Here’s another with a huge tonal difference:
- Who else could it be? Ain’t it his shidi, the little sect leader Jiang Cheng?
- Who else could it be but his junior, the Young Clan Leader of the Jiang Clan, Jiang Cheng.
- Who other than his shidi, Jiāng Chéng, putting an end to his own relative for the greater good.
- Who else could it be? His disciple-brother, Chief Jiang Cheng of the Yunmeng Jiang Sect!
I wonder if the original is supposed to be a lower-class person speaking? Only #1 makes any attempt to capture that kind of tone.
I actually plan to just read the books without analyzing everything to death, but in the back of my mind, I’ll be wondering about the accuracy of the tone as much as the accuracy of the words.
Thank you, Elaine, for contributing these translations!
5 thoughts on “Grandmaster of Demonic Cultivation: Translating the opening paragraphs”

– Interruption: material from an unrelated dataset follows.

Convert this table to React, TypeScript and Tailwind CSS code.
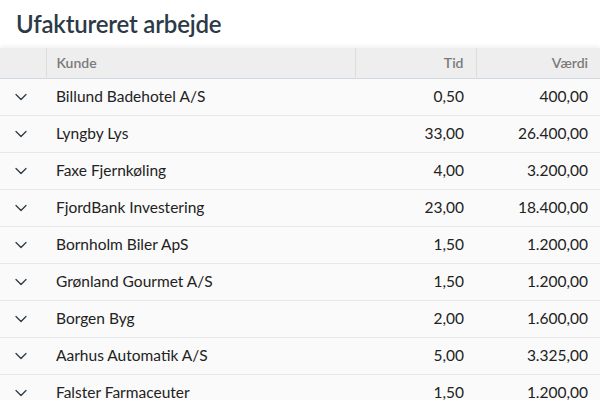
import { ChevronDown } from "lucide-react";

const rows = [
  { kunde: "Billund Badehotel A/S", tid: "0,50", vaerdi: "400,00" },
  { kunde: "Lyngby Lys", tid: "33,00", vaerdi: "26.400,00" },
  { kunde: "Faxe Fjernkøling", tid: "4,00", vaerdi: "3.200,00" },
  { kunde: "FjordBank Investering", tid: "23,00", vaerdi: "18.400,00" },
  { kunde: "Bornholm Biler ApS", tid: "1,50", vaerdi: "1.200,00" },
  { kunde: "Grønland Gourmet A/S", tid: "1,50", vaerdi: "1.200,00" },
  { kunde: "Borgen Byg", tid: "2,00", vaerdi: "1.600,00" },
  { kunde: "Aarhus Automatik A/S", tid: "5,00", vaerdi: "3.325,00" },
  { kunde: "Falster Farmaceuter", tid: "1,50", vaerdi: "1.200,00" },
];

export default function App() {
  return (
    <div className="w-[600px] h-[400px] overflow-hidden bg-white font-['Lato',sans-serif]">
      <h1 className="h-12 px-4 flex items-center text-[24px] font-semibold text-[#2b3a46] tracking-[-0.2px]">
        Ufaktureret arbejde
      </h1>
      <table className="w-full border-collapse shadow-[0_-2px_4px_rgba(0,0,0,0.06)]">
        <thead>
          <tr className="h-[30px] bg-[#eeeeee] border-b border-[#cfd8e0] text-[14px] font-semibold text-[#7a7a7a]">
            <th className="w-[46px] border-r border-[#dddddd]"></th>
            <th className="pl-[10px] text-left font-semibold border-r border-[#dddddd]">Kunde</th>
            <th className="w-[121px] pr-[12px] text-right font-semibold border-r border-[#dddddd]">Tid</th>
            <th className="w-[124px] pr-[12px] text-right font-semibold">Værdi</th>
          </tr>
        </thead>
        <tbody>
          {rows.map((r) => (
            <tr key={r.kunde} className="h-[37px] bg-[#fafafa] border-b border-[#e8e8e8] text-[15.5px] text-[#222]">
              <td className="pl-[11px]">
                <ChevronDown size={20} strokeWidth={1.5} className="text-[#2b3a46]" />
              </td>
              <td className="pl-[10px]">{r.kunde}</td>
              <td className="pr-[12px] text-right">{r.tid}</td>
              <td className="pr-[12px] text-right">{r.vaerdi}</td>
            </tr>
          ))}
        </tbody>
      </table>
    </div>
  );
}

I read a YA book a few years back about havkers and djinns that was mostly fine, but had a couple paragraphs I really likesin it comparing translation to a quantum state collapse. The gist was, when you read something in its original language, as the native speaker of a different language, you can consider lots of potential nuances of meaning or different interpretations. When you pick just one way to translate it, though, you collapse it to just one of those options.
Translations can be truly fun.
I’m not at all impressed by “How gratifying is that!” If you really wanted to keep the name first, how difficult would it be to say “Wu Weixian is dead! Hurrah!” Or “Three cheers!”; something along those lines.
Or, for that matter, “Rejoice!”
Agreed on the ‘gratifying’ word choice. However I appreciate in general the attempt to vary the speech so as to indicate different registers – which means, social class, education, etc. without spelling anything extra out. And it does add to the effect of a crowd babbling, which I believe is what the aim was.